Pola Spekulatif: Ketika Keinginan Melampaui Kebutuhan
Fenomena menarik yang muncul berikutnya adalah bagaimana Si Pintar mulai dimanfaatkan secara spekulatif. Pola-pola berikut tampak menonjol:
✅ Penggulingan Profit (Profit Rolling)
Anggota terus-menerus menginvestasikan kembali hasil bagiannya ke layanan yang sama, bahkan hingga memegang puluhan bilyet secara bersamaan.

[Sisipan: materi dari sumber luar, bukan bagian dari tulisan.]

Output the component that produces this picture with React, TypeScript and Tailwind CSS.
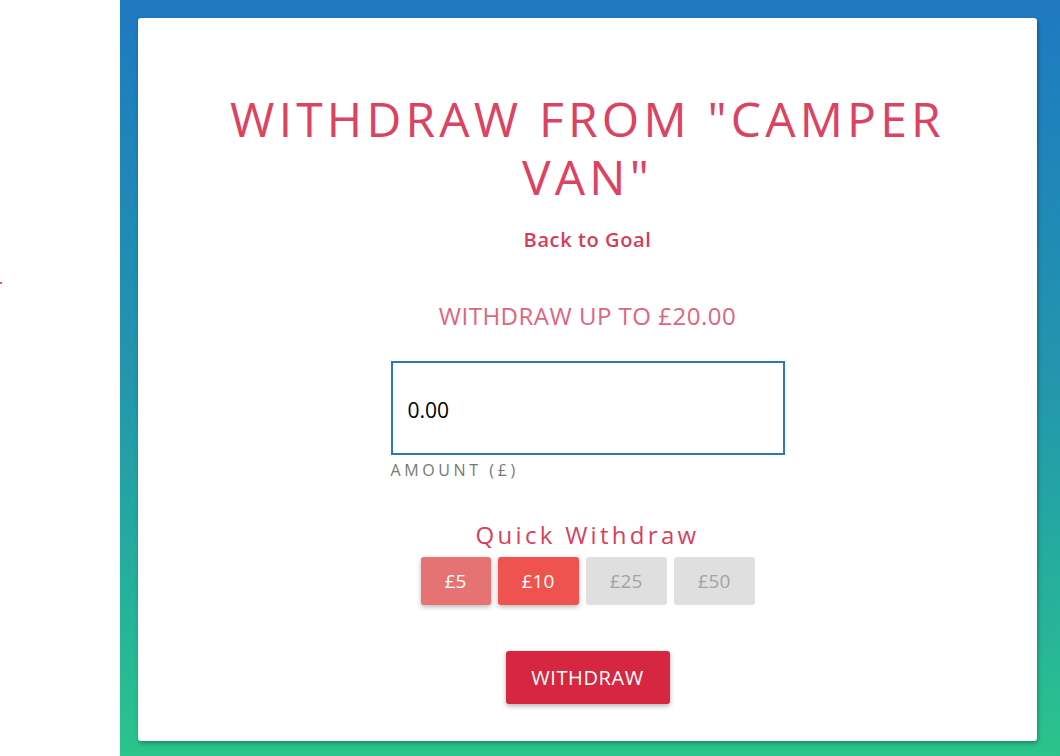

✅ Penghimpunan Dana Pihak Ketiga
Banyak anggota mengumpulkan dana dari pihak lain (keluarga, rekan, atau bahkan melalui jejaring yang lebih luas), kemudian mengambil bagian dari hasil sebagai keuntungan pribadi.
✅ Permainan Margin Bunga
Masyarakat meminjam dana dari bank atau lembaga pembiayaan konvensional dengan bunga rendah, lalu menempatkan dana tersebut ke Si Pintar untuk memperoleh margin yang lebih tinggi — sebuah strategi “kulakan bunga” yang sangat berisiko.
Angka-angka yang Menggambarkan Skala Fenomena
Dampak dari pergeseran pola penggunaan ini luar biasa besar:
📌 Dalam periode 6,5 tahun (Januari 2019 – Maret 2025), sebanyak 109.000 bilyet telah beredar di tangan sekitar 40.000 anggota.
📌 Selama periode tersebut, Koperasi BLN telah membayarkan bagi hasil senilai lebih dari Rp 7 triliun — jauh di luar ekspektasi awal saat layanan ini dirancang.
📌 Dengan maraknya pola spekulatif, motivasi anggota pun bergeser dari kebutuhan darurat ke pencarian profit instan, yang sayangnya mendorong banyak di antaranya untuk mengambil risiko finansial yang semakin besar.
Bahaya yang Mengintai di Balik Kenyamanan
Perubahan motif ini membawa konsekuensi serius bagi banyak anggota. Berikut beberapa risiko yang kini banyak terjadi:
⚠️ Menggadaikan Aset
Demi menambah modal di Si Pintar, sejumlah anggota rela menggadaikan sertifikat rumah, BPKB kendaraan, atau aset berharga lainnya.
⚠️ Perangkap Hidup Spekulatif
Pola hidup kulakan bunga kian meluas, di mana pinjaman dari bank digunakan untuk mendapatkan margin lebih tinggi di koperasi — sebuah praktik yang memperbesar potensi gagal bayar jika skema layanan berubah atau profit menurun.
⚠️ Ekspektasi Tidak Realistis
Harapan untuk hidup nyaman tanpa kerja keras melalui skema penggandaan uang telah menciptakan ilusi finansial yang bisa sangat berbahaya bagi stabilitas keuangan anggota.
Kekecewaan yang Meluber ke Ruang Publik
Tak pelak, pengumuman konversi layanan menjadi Si Jangkung memicu gelombang kekecewaan. Media sosial pun dipenuhi berbagai ekspresi:
💬 Curhatan Terbuka & Komentar Pedas
💬 Meme Satir & Kritik Terbuka
💬 Fenomena Sadfishing — upaya mencari simpati daring dengan menonjolkan diri sebagai korban.
💬 Peran Flying Victim — kecenderungan untuk mengabaikan tanggung jawab pribadi atas keputusan finansial yang diambil.
Pelajaran Berharga: Pentingnya Literasi Keuangan
Fenomena ini memberikan pelajaran penting bagi kita semua. Ada beberapa prinsip literasi keuangan yang dapat kita petik:
📌 Memahami Risiko — Tidak ada skema investasi atau layanan keuangan yang bebas risiko. Semakin tinggi potensi return, semakin tinggi pula risikonya.
📌 Mengelola Ekspektasi — Harapan yang tidak realistis dapat menjadi jebakan psikologis. Selalu evaluasi ulang tujuan dan kapasitas finansial pribadi sebelum mengambil keputusan investasi.
📌 Bijak Memanfaatkan Leverage — Meminjam uang untuk mengejar profit tinggi adalah strategi berisiko yang bisa menjadi bumerang. Gunakan leverage secara bijak dan sesuai kemampuan.
📌 Bersikap Syukur & Waspada — Tidak semua perubahan adalah bencana. Ada kalanya perubahan adalah momen tepat untuk melakukan evaluasi dan penyesuaian sikap keuangan pribadi.